┌────────

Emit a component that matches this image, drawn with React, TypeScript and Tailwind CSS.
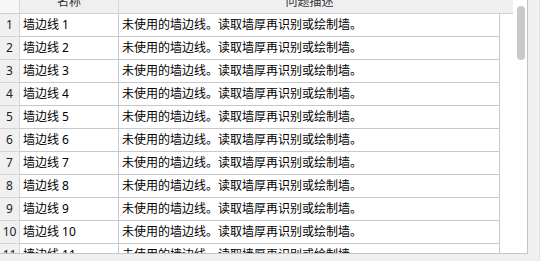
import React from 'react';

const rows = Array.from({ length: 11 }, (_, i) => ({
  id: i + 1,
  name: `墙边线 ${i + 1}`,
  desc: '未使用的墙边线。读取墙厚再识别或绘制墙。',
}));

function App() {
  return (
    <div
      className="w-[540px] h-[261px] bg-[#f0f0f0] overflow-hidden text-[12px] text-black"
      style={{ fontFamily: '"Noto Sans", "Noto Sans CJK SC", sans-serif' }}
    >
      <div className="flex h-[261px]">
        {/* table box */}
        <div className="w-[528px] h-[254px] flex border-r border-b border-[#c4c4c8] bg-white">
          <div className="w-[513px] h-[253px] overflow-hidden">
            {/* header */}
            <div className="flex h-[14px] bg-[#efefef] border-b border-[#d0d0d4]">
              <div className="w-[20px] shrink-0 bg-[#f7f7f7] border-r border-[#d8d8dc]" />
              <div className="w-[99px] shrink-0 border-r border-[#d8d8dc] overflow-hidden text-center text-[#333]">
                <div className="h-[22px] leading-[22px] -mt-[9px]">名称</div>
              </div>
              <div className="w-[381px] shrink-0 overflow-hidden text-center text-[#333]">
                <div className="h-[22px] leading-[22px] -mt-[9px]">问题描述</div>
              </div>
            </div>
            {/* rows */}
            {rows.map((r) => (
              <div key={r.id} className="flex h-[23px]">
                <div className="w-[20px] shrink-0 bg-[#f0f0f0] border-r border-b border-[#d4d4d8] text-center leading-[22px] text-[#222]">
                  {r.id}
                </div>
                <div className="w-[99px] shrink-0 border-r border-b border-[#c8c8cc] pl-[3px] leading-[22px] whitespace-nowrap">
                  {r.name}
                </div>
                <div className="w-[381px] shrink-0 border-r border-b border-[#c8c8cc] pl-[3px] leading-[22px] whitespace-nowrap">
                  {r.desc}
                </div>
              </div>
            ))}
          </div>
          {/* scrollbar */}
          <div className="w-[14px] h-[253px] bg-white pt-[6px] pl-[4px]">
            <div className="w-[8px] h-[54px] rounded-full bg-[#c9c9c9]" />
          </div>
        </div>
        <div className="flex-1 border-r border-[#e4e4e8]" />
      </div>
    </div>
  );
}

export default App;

└────────

● Work to complete:
Reproduce the full listing faithfully, but do not carry over any pictures.

● Exercise output:
Emit a component that matches this image, drawn with React, TypeScript and Tailwind CSS.
import React from 'react';

const rows = Array.from({ length: 11 }, (_, i) => ({
  id: i + 1,
  name: `墙边线 ${i + 1}`,
  desc: '未使用的墙边线。读取墙厚再识别或绘制墙。',
}));

function App() {
  return (
    <div
      className="w-[540px] h-[261px] bg-[#f0f0f0] overflow-hidden text-[12px] text-black"
      style={{ fontFamily: '"Noto Sans", "Noto Sans CJK SC", sans-serif' }}
    >
      <div className="flex h-[261px]">
        {/* table box */}
        <div className="w-[528px] h-[254px] flex border-r border-b border-[#c4c4c8] bg-white">
          <div className="w-[513px] h-[253px] overflow-hidden">
            {/* header */}
            <div className="flex h-[14px] bg-[#efefef] border-b border-[#d0d0d4]">
              <div className="w-[20px] shrink-0 bg-[#f7f7f7] border-r border-[#d8d8dc]" />
              <div className="w-[99px] shrink-0 border-r border-[#d8d8dc] overflow-hidden text-center text-[#333]">
                <div className="h-[22px] leading-[22px] -mt-[9px]">名称</div>
              </div>
              <div className="w-[381px] shrink-0 overflow-hidden text-center text-[#333]">
                <div className="h-[22px] leading-[22px] -mt-[9px]">问题描述</div>
              </div>
            </div>
            {/* rows */}
            {rows.map((r) => (
              <div key={r.id} className="flex h-[23px]">
                <div className="w-[20px] shrink-0 bg-[#f0f0f0] border-r border-b border-[#d4d4d8] text-center leading-[22px] text-[#222]">
                  {r.id}
                </div>
                <div className="w-[99px] shrink-0 border-r border-b border-[#c8c8cc] pl-[3px] leading-[22px] whitespace-nowrap">
                  {r.name}
                </div>
                <div className="w-[381px] shrink-0 border-r border-b border-[#c8c8cc] pl-[3px] leading-[22px] whitespace-nowrap">
                  {r.desc}
                </div>
              </div>
            ))}
          </div>
          {/* scrollbar */}
          <div className="w-[14px] h-[253px] bg-white pt-[6px] pl-[4px]">
            <div className="w-[8px] h-[54px] rounded-full bg-[#c9c9c9]" />
          </div>
        </div>
        <div className="flex-1 border-r border-[#e4e4e8]" />
      </div>
    </div>
  );
}

export default App;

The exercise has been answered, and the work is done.